Loki - Loki in TVA jumpsuit
Photo: Disney+

This show is, top to bottom, a perfect encapsulation of what makes the MCU such a rich pop culture experience over a decade into its run. This is something that Disney, Marvel Studios, and Kevin Feige never get enough credit for: they continually take risks. At this point, the myth-makers know exactly what buttons to push to make the money machine generation billions of dollars. They could just keep pushing those buttons over and over again—but they don’t. That actually describes the MCU of 2013 to 2016, where the franchise churned out a bunch of movies about an unlikely hero who’s called to a higher purpose of stopping a bad guy from crushing buildings.

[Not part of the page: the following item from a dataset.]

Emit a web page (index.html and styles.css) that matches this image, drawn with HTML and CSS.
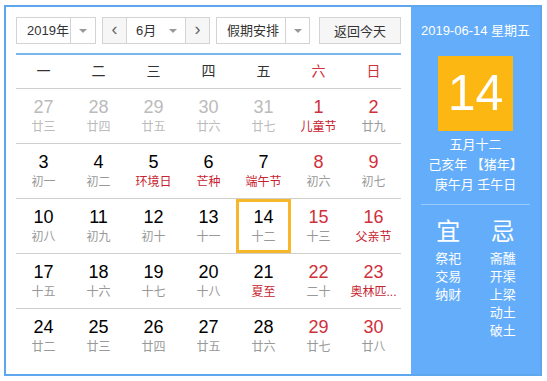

But the MCU of today? It looks like WandaVision, The Falcon and the Winter Soldier, and Loki—three shows that could not be more different from each other. Loki couldn’t be a bigger gamble, either. It’s a TV series that stars Tom Hiddleston as the most evil version of his character in a setting that has absolutely nothing to do with Thor and features no familiar faces from the mind of Michael Waldron, a guy who was a producer on Adult Swim’s Rick & Morty. The show should not work, but it does.

Loki (the series) was burdened with glorious purpose from the start and, unlike Loki (the character), you can consider that purpose fulfilled.

Loki premieres on Disney+ on June 9.